Zu solchen Triumphen kam es nicht oft – aber wenn es zu ihnen kam, dann trübte das die Zuneigung von Pepe und Bert kein bisschen. Bei den langen Grillabenden im Sommer gaben sie nur Anlass zu liebevollen Frotzeleien. Die dunklen Wolken, die über ihrer Freundschaft aufzogen, kamen von außen.

Denn ihr Club, der sich bisher als auf Fußball spezialisierter Breitensportverein verstanden hatte, zielte auf Größeres. So wie das Viertel, in dem er zu Hause war, sich vom Armenhaus zum Szenebezirk entwickelt hatte, so wollte man nun nicht mehr Kindern schlicht einen Zugang zu Sport und Gemeinschaft ermöglichen, nein, jetzt wollte man selber mitmischen, wollte in den höheren Ligen spielen und dort sich in den oberen Tabellendritteln etablieren. Das „Perspektive 2018“ genannte Programm sollte den Verein binnen weniger Jahre zu einer der ersten Adressen der Stadt machen.
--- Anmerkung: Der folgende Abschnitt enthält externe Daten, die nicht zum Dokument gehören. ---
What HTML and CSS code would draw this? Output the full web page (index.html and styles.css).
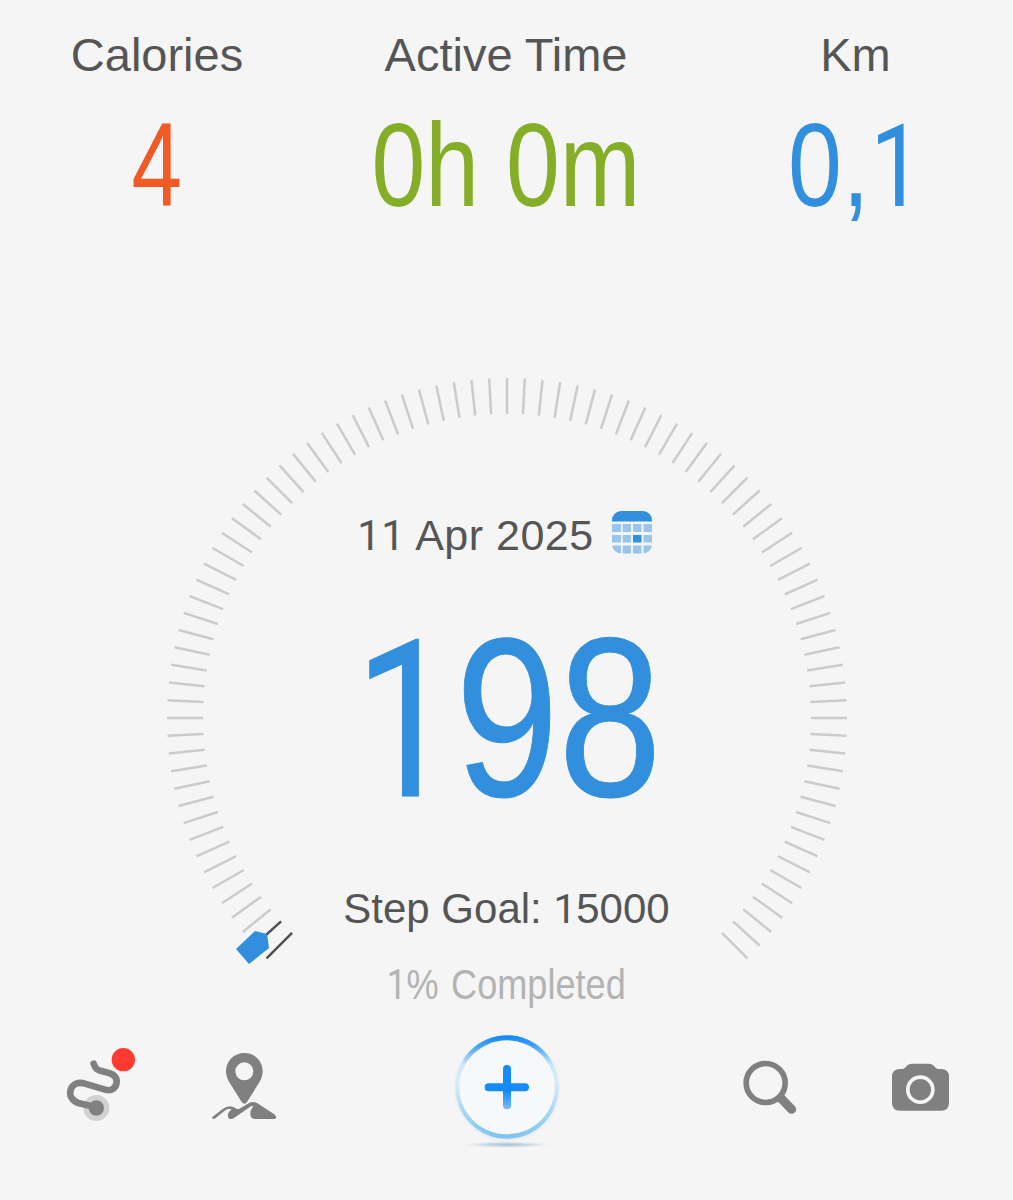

So kam es, dass jeder Spieler, der nach Meinung des Trainers der 1. E dieser bei Punktspielen helfen konnte, vom Trainer der 2. E abgegeben werden musste – was die 2. E natürlich schwächte. Dass Bert diese Vorgabe der Vereinsführung 1 zu 1 umsetzte; dass er dem Freund wie Bayern Dortmund die besten Spieler herausoperierte – das konnte Pepe nicht fassen. Wenn er darüber sprach, klang er bitter wie Mario Balotelli, wenn er, wie an diesem Wochenende, den Experten von Sky ein leises „non capite di calcio“, ihr habt keine Ahnung vom Fußball, entgegenknurrte.